Büke, öykülerinde bize günlük yaşamda aramızda olan hatta arasında olduğumuz bu denli derinliğin vukfuna eremediğimiz insanların kafalarının içinin resmini gösteriyor. Suskun ya da silinmiş bedenlerin hiç susmayan kafa sesleri satırlarda imge ve duygu buluşmaları ile sunuyor bize. Anneler, oğullar, aklı yitikler, işsizlik, açlık, asker, kan, kriminal gibi olayların, durumların  insanların zihnindeki ve ruhundaki parçalanmaları bağırmadan ama insanın içini oyan bir üslupla veriyor. Üslubun özgünlüğüne eş başlık seçimleri de henüz yazıya başlamadan sizi bir adım duraklatıyor. (Kemik Suyuna Köpek ve Hayalden Yaşadı Onlar/ Tok Uyku Utanır Gibi Oldum Senden/ Tanrı Zar Atmaz…)

“Bize ekmeği ve zeytini öğreten anneme” şeklinde başlayan ve yazarın annesine adadığı, aynı zamanda kitaba ismini de veren eserde “Ekmek ve Zeytin” başlıklı bir öykünün bulunmamasını yazarın bir parça ekmek ve zeytinin insan yaşamındaki kutsiyetiyle  öykülerindeki insan yaşamları arasında yaptığı ironi olarak değerlendirdim. Tabii ki bu benim bakış açım olmakla belki Büke’de çok farklı bir manası gizlidir. Her bir öyküsünü ayrı ayrı sevmekle birlikte özellikle “Nenem Buldu Beni” “Hidroloji Mühim Mevzu” “Tanrı Zar Atmaz” “Son Yemek” “Kemik Suyuna Köpek” ve “Hayalden Yaşadı Onlar” “Künt Ağrı” “Dua” “Tok Uyku Utanır Oldum Senden” adlı öykülerini biraz daha öncelikli sevdim. Benim gibi delilik sınırında öyküler ve sıradışı kafalardan, kalemlerden öyküler okumayı seviyorsanız Ahmet Büke’nin bu özgün, yoğun ve vurucu eseri tavsiye olunur.

Alıntılar

“İnanmak ölümü bile yavaşlatıyor.”

“Ey kullarım eşit yaratmadım her şeyi. Biriniz ısınırken öbürünüz üşüyecek. Ve bekleyecek mutluluk sürüsünün ona koşmasını.”
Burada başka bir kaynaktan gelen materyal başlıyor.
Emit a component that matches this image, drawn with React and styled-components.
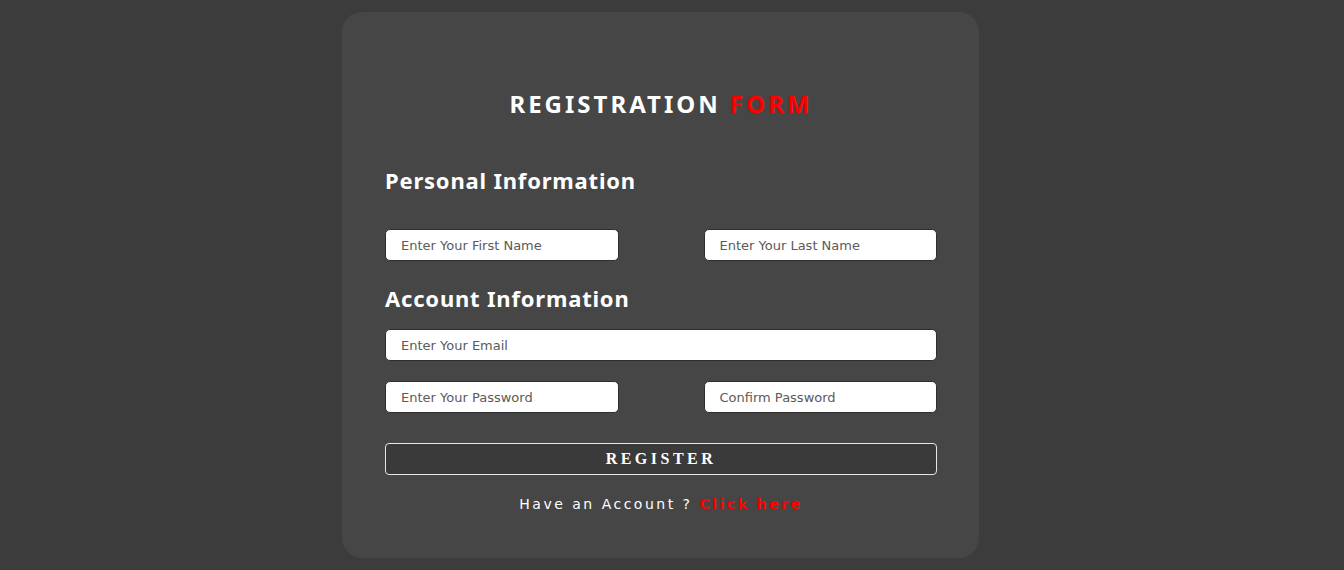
import React from 'react';
import styled, { createGlobalStyle } from 'styled-components';

const Global = createGlobalStyle`
    html, body {
        margin: 0;
        padding: 0;
        background: #3c3c3c;
    }
    body {
        font-family: "Noto Sans", "Open Sans", sans-serif;
    }
`

const Page = styled.div`
    min-height: 570px;
    display: flex;
    justify-content: center;
    padding: 12px 23px 0 0;
    box-sizing: border-box;
`

const Card = styled.form`
    width: 637px;
    height: 546px;
    box-sizing: border-box;
    background: #464646;
    border-radius: 20px;
    padding: 78px 42px 0 43px;
    display: flex;
    flex-direction: column;
`

const Title = styled.h1`
    margin: 0;
    text-align: center;
    font-size: 24px;
    line-height: 28px;
    font-weight: 700;
    letter-spacing: 3px;
    color: #fff;

    span {
        color: #ff0000;
    }
`

const Heading = styled.h2`
    margin: ${({ $top }) => $top}px 0 0;
    font-size: 22px;
    line-height: 26px;
    font-weight: 700;
    letter-spacing: 0.8px;
    color: #fff;
`

const Row = styled.div`
    display: grid;
    grid-template-columns: ${({ $cols }) => ($cols === 2 ? '1fr 1fr' : '1fr')};
    column-gap: 85px;
    margin-top: ${({ $top }) => $top}px;
`

const Input = styled.input`
    height: 32px;
    box-sizing: border-box;
    border: 1px solid #2e2e2e;
    border-radius: 5px;
    background: #fff;
    padding: 0 15px;
    font-family: "DejaVu Sans", sans-serif;
    font-size: 13px;
    color: #333;
    outline: none;

    &::placeholder {
        color: #5a5a5a;
    }
`

const Button = styled.button`
    margin-top: 30px;
    height: 32px;
    background: #3a3a3a;
    border: 1px solid #e6e6e6;
    border-radius: 4px;
    color: #fff;
    font-family: "Liberation Serif", "DejaVu Serif", serif;
    font-weight: 700;
    font-size: 16px;
    letter-spacing: 3.5px;
    cursor: pointer;
`

const Footer = styled.p`
    margin: 19px 0 0;
    text-align: center;
    font-family: "DejaVu Sans", sans-serif;
    font-size: 14px;
    line-height: 20px;
    letter-spacing: 2.5px;
    color: #fff;

    a {
        color: #ff0000;
        font-weight: 700;
        text-decoration: none;
    }
`

const App = () => {
    return (
        <>
            <Global />
            <Page>
                <Card onSubmit={(e) => e.preventDefault()}>
                    <Title>
                        REGISTRATION <span>FORM</span>
                    </Title>
                    <Heading $top={49}>Personal Information</Heading>
                    <Row $cols={2} $top={36}>
                        <Input placeholder="Enter Your First Name" />
                        <Input placeholder="Enter Your Last Name" />
                    </Row>
                    <Heading $top={24}>Account Information</Heading>
                    <Row $top={18}>
                        <Input placeholder="Enter Your Email" />
                    </Row>
                    <Row $cols={2} $top={20}>
                        <Input type="password" placeholder="Enter Your Password" />
                        <Input type="password" placeholder="Confirm Password" />
                    </Row>
                    <Button type="submit">REGISTER</Button>
                    <Footer>
                        Have an Account ? <a href="#">Click here</a>
                    </Footer>
                </Card>
            </Page>
        </>
    )
}

export default App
“Avucumu açtım, son simit lokmam duruyor. Henüz yemedim onu. İnsan hiç son umudunu yer mi?”

“Utanıyor herhalde, dedim. O belki böyle doğmadı. Sonradan gördü dünyanın kışını.”

“Tok yatınca yağmur da işlemez adama. Biraz utanır gibi oldum. Sonra hiç dinlemedim, kapadım gözümü.”